Benjamin-Fink says conservationists can help the cause by recognizing that leaders in climates of everyday violence face exceedingly complex burdens of accountability. Students in her class “Biodiversity Decisionmaking in a Climate of Everyday Violence” are asked to put themselves in the position of officials weighing tough tradeoffs in countries including Israel, Kuwait, Saudi Arabia, and several African nations. “How can a country in Africa justify putting rangers on the ground [to prevent poaching] when it diverts funding from critical security needs, and also collides with people’s survival needs and traditional cultural practices?” Benjamin-Fink asks.
Conservationists have no magic answers, Benjamin-Fink allows, but they can provide leaders with information that will support good biodiversity decisionmaking. “If you’re the prime minister of Israel, you won’t have the time or money to commission an environmental impact study every time you need to build a road, much less to study the viability of white-tailed sea eagles,” says Benjamin-Fink. “If they just didn’t care, we’d have a big problem. But they do care. They just need us—scientists—to supply the tools.”
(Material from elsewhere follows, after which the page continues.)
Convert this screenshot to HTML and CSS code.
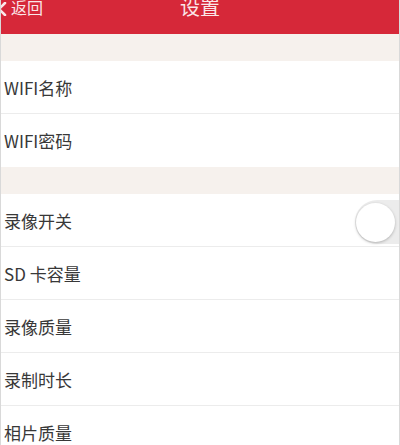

As she continues to develop concrete policy recommendations, Benjamin-Fink is heartened to learn that she’s far from alone in her love for Israel’s stunning wilderness. She recently spotted a front-page article in an Israeli newspaper about the restoration of a wetland used by migrating birds. It was just below an article about a bus bombing in Tel Aviv. “It wasn’t at the top of the page,” Benjamin-Fink says, “which is quite understandable. But there it was on the front page. People do care about these issues—that’s going to make our job a lot easier.”